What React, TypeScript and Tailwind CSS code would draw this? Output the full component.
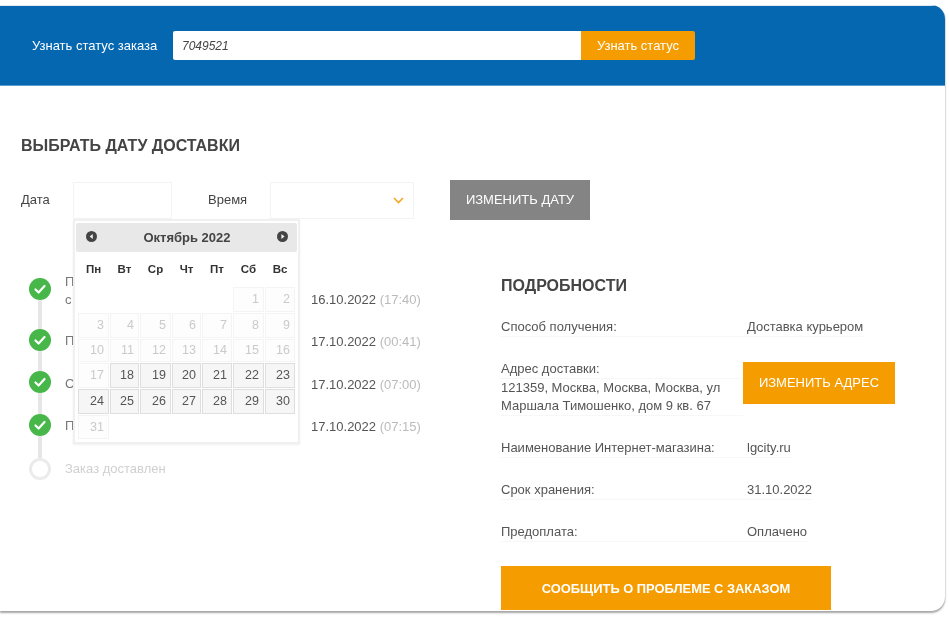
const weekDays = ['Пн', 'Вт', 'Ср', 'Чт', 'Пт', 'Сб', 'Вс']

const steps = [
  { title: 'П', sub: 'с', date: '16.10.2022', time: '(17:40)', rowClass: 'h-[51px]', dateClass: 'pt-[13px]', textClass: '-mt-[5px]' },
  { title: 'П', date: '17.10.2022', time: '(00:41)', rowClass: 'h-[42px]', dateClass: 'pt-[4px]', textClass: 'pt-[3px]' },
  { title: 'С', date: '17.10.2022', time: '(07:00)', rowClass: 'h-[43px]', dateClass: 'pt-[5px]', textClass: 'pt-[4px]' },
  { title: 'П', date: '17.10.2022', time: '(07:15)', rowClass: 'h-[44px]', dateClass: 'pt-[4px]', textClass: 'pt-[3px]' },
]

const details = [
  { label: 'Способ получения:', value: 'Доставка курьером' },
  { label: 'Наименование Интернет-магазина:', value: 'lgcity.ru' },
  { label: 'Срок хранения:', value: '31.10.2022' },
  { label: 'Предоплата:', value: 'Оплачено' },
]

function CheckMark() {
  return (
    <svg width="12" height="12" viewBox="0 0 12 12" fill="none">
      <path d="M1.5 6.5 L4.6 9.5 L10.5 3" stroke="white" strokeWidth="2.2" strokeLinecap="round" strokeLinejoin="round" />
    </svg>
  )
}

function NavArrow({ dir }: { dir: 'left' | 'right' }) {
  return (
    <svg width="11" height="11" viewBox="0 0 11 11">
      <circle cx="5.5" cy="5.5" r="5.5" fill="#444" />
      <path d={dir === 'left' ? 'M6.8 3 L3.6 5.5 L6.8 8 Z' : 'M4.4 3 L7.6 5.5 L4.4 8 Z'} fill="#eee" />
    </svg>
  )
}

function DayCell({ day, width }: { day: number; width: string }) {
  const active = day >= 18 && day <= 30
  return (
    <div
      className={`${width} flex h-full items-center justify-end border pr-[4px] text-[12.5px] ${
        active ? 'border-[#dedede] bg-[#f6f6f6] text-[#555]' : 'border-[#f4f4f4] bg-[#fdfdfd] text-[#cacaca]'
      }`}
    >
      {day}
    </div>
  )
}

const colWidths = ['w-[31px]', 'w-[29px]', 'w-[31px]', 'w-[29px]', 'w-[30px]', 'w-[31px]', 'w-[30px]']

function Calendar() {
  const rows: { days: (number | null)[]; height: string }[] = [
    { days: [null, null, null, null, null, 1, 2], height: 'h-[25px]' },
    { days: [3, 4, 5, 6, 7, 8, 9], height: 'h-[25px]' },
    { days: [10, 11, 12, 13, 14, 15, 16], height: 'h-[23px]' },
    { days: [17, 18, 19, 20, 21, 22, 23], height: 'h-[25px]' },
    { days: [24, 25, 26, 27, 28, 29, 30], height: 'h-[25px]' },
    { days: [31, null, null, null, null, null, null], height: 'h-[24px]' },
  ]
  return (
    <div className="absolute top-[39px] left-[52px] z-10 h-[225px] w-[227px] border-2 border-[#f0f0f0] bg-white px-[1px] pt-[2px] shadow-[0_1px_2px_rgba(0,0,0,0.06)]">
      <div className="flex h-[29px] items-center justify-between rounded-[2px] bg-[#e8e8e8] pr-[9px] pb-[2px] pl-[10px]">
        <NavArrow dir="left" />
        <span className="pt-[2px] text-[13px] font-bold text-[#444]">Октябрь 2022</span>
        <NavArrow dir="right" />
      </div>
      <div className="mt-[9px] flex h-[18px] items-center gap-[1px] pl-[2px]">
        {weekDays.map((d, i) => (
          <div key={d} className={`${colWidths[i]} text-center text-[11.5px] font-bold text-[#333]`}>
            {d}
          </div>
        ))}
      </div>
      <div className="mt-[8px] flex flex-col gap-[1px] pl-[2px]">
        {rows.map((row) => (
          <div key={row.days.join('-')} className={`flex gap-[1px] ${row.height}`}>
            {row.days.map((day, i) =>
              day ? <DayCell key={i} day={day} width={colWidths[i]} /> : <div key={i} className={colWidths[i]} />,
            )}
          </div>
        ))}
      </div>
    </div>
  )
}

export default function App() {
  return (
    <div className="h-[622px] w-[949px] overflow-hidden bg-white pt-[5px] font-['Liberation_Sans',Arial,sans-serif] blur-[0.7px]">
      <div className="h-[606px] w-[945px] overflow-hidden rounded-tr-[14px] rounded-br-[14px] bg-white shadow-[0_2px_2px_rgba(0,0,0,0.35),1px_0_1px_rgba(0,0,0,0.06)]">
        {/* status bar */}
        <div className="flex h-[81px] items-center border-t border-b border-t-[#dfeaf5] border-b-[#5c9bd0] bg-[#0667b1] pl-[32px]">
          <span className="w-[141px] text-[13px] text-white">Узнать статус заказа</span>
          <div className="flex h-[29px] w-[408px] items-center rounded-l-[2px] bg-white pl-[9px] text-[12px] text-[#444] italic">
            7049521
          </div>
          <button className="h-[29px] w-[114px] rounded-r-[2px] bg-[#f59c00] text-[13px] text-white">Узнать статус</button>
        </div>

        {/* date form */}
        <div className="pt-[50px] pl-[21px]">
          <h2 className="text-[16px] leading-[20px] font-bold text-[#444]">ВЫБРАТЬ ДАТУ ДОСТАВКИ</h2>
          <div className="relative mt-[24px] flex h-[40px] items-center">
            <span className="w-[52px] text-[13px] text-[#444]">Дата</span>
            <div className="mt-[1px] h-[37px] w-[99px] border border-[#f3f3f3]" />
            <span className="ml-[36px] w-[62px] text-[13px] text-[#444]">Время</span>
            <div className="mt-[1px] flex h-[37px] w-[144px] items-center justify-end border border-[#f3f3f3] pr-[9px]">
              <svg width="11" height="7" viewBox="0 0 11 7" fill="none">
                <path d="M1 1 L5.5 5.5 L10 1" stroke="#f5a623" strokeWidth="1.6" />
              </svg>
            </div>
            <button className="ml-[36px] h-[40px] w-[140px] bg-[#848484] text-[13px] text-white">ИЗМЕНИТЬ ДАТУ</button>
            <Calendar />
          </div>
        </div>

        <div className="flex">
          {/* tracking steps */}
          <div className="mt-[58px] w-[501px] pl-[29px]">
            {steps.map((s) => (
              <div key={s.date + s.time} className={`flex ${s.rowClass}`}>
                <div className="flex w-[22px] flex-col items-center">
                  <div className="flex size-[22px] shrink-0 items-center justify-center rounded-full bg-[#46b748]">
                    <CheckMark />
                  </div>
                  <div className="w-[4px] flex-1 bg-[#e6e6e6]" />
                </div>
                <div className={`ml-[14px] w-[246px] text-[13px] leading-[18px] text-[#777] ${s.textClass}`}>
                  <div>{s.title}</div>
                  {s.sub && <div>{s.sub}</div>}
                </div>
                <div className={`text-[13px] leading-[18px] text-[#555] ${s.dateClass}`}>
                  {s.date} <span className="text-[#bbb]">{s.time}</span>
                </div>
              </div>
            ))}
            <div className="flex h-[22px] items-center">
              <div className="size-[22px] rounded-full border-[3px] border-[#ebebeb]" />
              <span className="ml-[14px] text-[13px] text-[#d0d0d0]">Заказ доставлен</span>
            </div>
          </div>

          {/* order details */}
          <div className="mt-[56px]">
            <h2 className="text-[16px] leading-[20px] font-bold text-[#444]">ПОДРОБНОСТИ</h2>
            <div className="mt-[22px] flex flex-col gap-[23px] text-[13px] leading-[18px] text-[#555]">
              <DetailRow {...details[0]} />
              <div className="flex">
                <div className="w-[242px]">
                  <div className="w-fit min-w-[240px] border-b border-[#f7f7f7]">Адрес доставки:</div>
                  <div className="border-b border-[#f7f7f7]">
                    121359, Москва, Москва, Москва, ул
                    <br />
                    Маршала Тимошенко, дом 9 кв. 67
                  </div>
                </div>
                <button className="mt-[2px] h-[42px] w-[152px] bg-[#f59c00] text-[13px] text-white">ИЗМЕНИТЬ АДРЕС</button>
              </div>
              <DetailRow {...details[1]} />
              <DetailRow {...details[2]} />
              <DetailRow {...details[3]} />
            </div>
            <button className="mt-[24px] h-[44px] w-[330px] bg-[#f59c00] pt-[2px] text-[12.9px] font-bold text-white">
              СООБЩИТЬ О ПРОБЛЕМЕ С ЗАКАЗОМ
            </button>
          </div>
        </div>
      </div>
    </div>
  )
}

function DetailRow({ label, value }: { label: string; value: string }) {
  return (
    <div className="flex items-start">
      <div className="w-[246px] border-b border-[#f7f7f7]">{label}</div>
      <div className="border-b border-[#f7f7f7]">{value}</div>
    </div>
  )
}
--
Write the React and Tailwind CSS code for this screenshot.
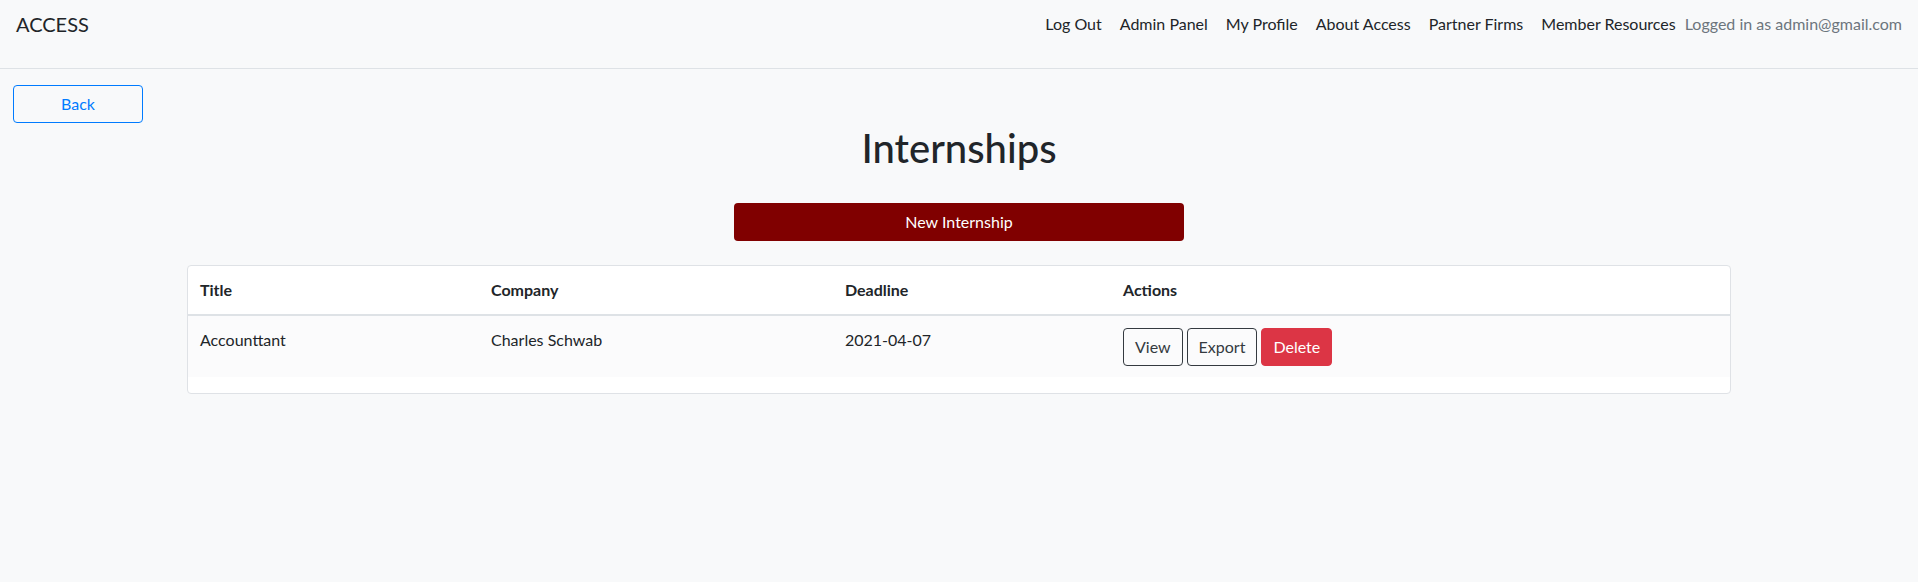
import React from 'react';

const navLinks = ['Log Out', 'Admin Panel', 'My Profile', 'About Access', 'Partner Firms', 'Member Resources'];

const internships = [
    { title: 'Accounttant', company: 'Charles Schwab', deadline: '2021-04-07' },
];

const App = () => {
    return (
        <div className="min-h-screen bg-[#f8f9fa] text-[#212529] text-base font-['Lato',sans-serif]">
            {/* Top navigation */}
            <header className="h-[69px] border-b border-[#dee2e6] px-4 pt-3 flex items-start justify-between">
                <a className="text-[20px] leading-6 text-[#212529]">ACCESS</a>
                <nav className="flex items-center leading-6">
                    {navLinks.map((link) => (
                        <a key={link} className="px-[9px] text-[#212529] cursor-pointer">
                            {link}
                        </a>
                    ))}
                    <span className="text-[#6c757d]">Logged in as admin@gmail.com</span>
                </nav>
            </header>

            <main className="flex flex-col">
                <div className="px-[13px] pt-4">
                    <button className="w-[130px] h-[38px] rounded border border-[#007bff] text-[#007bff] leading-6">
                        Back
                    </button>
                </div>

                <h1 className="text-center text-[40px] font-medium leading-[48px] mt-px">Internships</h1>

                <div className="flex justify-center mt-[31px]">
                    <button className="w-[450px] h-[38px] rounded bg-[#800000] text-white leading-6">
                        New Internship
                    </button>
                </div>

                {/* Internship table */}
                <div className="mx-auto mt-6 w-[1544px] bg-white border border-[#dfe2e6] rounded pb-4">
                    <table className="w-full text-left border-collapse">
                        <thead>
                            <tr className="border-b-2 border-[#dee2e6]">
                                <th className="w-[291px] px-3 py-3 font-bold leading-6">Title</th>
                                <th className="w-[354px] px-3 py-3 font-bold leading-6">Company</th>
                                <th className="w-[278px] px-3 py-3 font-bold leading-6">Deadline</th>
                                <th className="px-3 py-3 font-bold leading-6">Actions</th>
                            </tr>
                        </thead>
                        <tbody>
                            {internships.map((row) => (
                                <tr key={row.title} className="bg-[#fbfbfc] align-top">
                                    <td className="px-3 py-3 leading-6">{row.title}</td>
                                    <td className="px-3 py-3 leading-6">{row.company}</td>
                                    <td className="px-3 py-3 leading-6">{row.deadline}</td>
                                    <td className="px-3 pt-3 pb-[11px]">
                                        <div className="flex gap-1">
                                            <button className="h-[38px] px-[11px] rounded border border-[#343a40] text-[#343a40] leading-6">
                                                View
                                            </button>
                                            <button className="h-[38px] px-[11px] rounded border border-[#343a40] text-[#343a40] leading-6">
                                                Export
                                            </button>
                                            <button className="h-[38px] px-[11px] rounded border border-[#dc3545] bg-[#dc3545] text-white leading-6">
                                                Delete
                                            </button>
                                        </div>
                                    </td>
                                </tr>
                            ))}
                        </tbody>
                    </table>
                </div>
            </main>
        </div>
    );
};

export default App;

> _What is being asked_
Show every line of the listing in which the string "code" can be found.

> _Task answer_
What React, TypeScript and Tailwind CSS code would draw this? Output the full component.
Write the React and Tailwind CSS code for this screenshot.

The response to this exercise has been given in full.